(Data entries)
────────

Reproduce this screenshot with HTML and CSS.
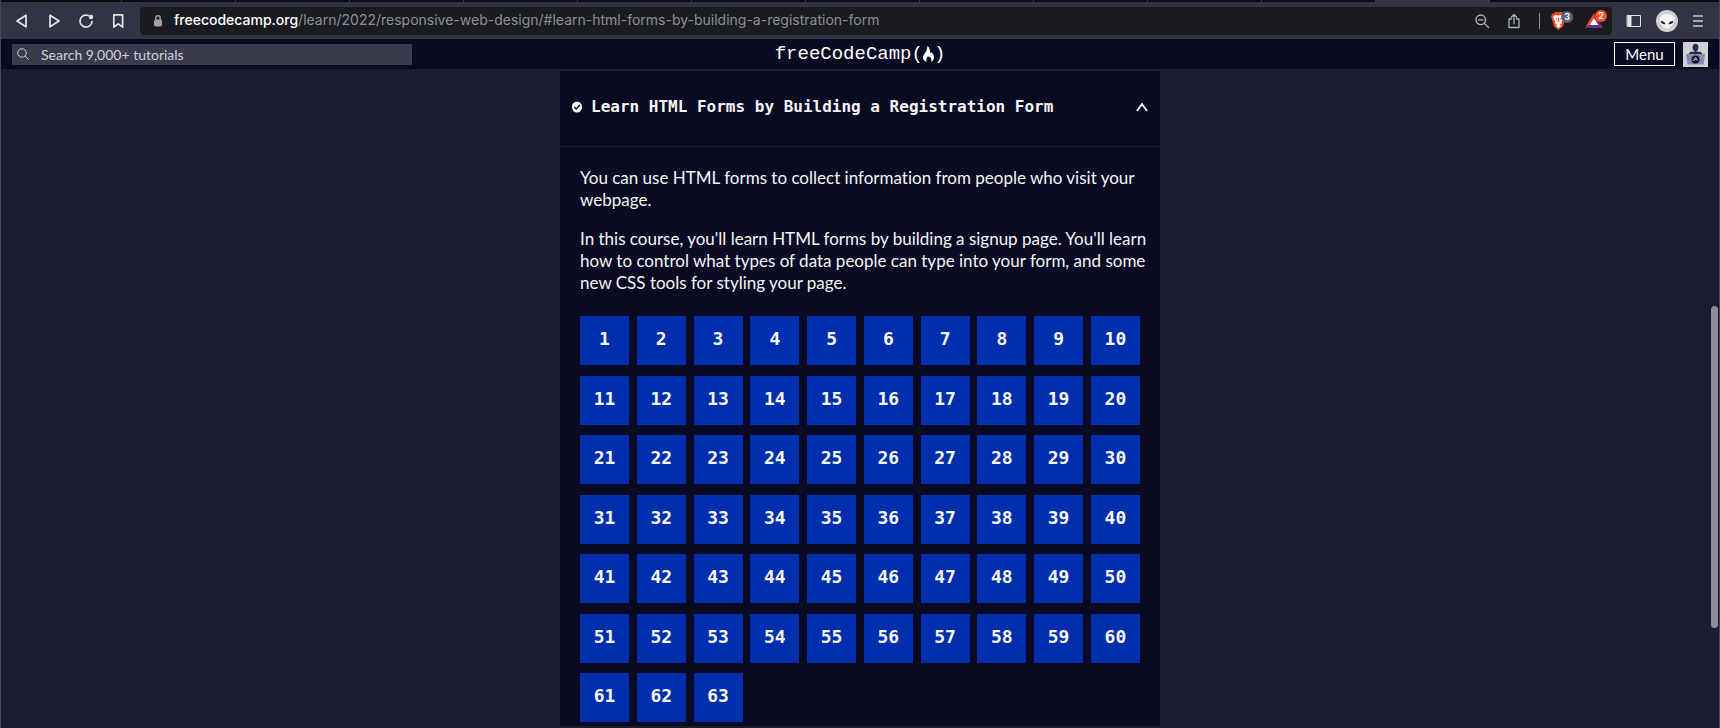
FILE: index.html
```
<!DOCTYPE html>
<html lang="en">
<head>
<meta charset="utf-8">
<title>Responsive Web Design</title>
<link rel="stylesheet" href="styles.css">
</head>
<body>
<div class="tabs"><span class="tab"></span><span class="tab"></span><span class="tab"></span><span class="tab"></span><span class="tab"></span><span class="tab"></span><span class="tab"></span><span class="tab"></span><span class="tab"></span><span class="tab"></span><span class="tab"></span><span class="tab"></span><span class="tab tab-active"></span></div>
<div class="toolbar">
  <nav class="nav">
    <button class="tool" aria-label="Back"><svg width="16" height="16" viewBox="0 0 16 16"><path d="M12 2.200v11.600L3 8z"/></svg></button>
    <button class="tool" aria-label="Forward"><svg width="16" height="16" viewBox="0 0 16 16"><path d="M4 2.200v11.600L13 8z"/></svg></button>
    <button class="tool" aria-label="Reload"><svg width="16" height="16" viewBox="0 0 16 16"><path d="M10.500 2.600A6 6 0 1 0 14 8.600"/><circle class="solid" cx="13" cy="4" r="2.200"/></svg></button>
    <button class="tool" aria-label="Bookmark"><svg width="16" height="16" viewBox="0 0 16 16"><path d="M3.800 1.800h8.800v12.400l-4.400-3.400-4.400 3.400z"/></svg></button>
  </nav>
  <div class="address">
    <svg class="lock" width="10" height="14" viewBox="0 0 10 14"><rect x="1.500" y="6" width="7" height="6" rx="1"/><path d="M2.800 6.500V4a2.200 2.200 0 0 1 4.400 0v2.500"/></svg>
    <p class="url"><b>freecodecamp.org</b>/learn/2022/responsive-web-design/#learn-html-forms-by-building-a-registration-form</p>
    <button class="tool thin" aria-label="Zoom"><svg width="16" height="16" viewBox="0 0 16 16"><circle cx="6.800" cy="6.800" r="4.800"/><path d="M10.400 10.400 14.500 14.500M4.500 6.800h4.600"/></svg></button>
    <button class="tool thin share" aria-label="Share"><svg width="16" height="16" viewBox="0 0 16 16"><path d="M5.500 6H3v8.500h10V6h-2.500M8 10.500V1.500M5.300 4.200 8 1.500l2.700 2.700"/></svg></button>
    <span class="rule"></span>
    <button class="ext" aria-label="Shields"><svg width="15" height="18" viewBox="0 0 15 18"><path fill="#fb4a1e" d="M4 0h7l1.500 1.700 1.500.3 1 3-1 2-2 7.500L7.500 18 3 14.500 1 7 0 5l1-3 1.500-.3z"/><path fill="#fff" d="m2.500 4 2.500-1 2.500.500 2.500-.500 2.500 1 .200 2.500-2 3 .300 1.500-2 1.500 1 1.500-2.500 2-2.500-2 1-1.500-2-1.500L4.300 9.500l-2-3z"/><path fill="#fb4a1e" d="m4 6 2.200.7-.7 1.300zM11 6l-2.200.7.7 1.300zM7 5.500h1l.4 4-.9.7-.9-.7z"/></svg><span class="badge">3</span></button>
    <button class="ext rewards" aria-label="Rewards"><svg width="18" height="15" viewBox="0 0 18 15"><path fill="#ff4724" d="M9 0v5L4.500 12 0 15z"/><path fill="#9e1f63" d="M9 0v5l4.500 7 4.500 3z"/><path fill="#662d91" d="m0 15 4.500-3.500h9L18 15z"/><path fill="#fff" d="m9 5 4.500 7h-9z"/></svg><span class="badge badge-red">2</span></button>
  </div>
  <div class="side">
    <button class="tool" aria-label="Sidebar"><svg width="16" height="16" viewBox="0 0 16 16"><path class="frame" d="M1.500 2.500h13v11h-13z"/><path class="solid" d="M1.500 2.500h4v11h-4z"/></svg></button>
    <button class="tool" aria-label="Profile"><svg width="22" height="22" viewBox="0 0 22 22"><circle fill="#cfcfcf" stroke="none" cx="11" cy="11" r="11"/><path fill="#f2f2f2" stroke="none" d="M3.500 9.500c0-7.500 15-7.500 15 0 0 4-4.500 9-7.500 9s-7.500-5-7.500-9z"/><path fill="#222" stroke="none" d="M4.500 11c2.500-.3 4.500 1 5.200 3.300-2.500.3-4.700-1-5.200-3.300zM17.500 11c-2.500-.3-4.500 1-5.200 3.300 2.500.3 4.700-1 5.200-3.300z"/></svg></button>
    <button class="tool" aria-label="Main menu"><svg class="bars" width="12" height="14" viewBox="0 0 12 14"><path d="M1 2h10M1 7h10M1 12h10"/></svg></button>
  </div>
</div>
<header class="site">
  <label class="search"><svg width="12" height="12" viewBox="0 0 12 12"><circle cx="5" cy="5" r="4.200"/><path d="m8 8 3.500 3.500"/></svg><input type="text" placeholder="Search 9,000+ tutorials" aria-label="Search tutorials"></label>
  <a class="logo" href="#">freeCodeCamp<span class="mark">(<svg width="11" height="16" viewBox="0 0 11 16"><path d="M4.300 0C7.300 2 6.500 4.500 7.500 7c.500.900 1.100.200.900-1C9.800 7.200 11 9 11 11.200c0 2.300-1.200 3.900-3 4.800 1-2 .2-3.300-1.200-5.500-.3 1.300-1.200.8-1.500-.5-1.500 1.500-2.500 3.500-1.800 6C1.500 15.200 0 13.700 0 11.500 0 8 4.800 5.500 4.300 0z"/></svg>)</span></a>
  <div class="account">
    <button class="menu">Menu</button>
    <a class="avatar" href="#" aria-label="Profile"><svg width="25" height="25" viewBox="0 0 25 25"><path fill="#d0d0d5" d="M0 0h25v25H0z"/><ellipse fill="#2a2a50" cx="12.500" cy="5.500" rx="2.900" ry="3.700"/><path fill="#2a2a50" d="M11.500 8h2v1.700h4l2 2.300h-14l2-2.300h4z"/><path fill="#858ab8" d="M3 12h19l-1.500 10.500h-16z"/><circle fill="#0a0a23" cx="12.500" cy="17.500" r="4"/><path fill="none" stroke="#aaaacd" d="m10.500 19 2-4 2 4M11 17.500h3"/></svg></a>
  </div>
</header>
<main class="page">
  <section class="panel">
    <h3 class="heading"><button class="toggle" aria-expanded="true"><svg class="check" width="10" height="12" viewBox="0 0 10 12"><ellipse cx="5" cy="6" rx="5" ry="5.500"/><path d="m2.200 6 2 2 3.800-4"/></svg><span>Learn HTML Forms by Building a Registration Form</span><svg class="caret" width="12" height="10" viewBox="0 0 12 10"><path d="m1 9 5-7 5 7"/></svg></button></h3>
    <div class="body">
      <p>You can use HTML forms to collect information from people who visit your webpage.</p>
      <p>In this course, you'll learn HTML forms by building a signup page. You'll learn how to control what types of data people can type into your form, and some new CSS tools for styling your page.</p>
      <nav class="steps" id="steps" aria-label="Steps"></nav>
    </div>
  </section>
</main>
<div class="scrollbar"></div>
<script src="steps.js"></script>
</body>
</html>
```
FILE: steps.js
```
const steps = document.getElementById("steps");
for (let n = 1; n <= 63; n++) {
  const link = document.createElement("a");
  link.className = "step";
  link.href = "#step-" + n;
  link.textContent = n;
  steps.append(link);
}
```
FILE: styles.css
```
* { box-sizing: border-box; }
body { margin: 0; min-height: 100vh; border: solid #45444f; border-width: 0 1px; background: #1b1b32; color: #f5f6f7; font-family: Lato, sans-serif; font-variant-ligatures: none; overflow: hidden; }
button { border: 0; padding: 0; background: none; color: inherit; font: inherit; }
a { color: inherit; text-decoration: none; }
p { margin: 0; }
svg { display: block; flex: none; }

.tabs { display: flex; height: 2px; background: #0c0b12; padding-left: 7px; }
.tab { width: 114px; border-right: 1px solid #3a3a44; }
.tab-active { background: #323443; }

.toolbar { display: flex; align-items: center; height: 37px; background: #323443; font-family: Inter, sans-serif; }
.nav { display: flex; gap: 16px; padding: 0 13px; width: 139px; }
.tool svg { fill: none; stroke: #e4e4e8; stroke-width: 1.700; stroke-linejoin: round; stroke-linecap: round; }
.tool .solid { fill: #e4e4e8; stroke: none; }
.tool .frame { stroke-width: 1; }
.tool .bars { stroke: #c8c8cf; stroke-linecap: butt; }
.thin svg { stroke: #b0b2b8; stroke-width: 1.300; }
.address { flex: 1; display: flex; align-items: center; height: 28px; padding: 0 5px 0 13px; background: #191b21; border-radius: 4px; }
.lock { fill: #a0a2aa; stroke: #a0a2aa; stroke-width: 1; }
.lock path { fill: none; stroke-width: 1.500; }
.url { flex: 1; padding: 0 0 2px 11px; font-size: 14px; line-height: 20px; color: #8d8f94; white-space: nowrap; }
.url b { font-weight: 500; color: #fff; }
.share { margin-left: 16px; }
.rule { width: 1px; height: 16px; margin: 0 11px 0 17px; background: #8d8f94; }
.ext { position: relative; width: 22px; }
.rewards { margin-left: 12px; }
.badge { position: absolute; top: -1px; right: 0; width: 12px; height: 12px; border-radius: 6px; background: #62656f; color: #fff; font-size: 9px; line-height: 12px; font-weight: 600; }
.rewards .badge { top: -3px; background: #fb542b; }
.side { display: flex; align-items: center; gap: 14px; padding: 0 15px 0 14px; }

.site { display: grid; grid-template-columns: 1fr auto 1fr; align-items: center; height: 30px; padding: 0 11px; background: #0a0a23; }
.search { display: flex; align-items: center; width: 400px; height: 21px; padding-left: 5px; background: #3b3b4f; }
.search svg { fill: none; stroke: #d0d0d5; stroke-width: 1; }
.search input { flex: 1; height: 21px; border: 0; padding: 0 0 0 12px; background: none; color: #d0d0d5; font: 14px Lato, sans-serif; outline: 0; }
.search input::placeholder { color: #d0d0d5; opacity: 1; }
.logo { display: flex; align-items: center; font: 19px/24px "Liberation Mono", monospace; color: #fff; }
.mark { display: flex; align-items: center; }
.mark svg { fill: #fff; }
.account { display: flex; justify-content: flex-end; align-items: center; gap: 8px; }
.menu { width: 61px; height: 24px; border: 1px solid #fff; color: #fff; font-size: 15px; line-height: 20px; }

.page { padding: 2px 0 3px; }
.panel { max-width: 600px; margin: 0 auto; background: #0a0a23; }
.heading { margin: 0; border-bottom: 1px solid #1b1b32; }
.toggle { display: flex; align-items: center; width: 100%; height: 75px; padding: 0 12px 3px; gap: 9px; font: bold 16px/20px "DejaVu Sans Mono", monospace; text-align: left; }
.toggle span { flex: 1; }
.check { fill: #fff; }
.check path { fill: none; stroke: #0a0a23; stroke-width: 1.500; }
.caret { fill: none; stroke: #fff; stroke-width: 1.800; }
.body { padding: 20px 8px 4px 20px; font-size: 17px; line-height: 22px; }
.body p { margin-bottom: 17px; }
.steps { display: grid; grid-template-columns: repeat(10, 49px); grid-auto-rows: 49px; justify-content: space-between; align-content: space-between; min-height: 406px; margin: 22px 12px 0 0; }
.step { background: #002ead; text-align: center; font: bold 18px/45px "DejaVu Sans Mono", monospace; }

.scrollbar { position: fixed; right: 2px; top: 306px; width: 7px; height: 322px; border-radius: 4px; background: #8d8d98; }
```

────────

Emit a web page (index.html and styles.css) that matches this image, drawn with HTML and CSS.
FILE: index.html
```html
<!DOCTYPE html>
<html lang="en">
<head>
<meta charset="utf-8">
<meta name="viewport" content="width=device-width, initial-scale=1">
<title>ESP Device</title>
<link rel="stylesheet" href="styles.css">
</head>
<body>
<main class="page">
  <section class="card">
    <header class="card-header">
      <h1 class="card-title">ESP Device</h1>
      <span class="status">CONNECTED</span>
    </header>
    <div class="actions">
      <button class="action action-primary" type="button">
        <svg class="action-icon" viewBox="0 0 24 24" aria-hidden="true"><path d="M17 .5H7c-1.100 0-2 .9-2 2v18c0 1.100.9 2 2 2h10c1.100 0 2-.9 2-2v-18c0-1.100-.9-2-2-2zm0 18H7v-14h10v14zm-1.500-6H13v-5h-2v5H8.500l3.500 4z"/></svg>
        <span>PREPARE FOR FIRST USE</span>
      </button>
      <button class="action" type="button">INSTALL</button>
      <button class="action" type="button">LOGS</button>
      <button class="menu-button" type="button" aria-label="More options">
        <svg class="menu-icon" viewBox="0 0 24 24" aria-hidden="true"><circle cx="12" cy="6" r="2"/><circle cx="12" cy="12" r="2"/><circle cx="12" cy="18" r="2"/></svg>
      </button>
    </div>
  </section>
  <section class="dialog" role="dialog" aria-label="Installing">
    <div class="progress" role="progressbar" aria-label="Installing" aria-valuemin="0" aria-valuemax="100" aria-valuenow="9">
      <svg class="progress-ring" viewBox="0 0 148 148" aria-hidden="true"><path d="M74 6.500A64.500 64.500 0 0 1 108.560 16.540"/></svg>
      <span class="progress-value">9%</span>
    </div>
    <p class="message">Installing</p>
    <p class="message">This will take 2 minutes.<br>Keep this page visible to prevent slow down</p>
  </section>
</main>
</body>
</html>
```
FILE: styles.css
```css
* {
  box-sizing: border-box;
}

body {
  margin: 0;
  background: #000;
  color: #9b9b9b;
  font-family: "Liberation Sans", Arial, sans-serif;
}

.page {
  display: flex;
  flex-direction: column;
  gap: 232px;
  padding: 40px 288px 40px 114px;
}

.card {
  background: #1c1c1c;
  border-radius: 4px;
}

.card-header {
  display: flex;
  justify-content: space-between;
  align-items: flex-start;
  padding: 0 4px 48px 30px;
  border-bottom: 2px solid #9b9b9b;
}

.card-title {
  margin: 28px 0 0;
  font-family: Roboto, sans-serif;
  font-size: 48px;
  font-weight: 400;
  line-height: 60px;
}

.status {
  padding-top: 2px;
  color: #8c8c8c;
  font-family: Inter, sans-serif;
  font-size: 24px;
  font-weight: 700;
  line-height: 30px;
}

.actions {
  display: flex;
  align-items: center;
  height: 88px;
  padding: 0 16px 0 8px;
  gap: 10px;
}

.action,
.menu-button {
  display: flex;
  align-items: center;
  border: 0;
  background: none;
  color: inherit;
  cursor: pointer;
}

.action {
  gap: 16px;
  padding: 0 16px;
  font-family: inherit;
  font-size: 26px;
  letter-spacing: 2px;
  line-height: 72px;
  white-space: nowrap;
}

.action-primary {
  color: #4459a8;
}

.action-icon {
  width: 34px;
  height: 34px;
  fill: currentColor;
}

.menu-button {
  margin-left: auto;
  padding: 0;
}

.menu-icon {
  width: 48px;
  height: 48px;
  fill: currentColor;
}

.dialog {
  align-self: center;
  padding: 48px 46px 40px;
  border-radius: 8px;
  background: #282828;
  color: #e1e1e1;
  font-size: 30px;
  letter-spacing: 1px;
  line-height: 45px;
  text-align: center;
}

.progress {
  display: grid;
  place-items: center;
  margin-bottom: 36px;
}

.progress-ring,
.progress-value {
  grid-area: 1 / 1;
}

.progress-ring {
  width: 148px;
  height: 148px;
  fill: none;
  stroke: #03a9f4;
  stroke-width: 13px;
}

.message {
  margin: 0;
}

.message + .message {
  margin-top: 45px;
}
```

────────

State how many lines of the material contain the string "this", with no other words.

4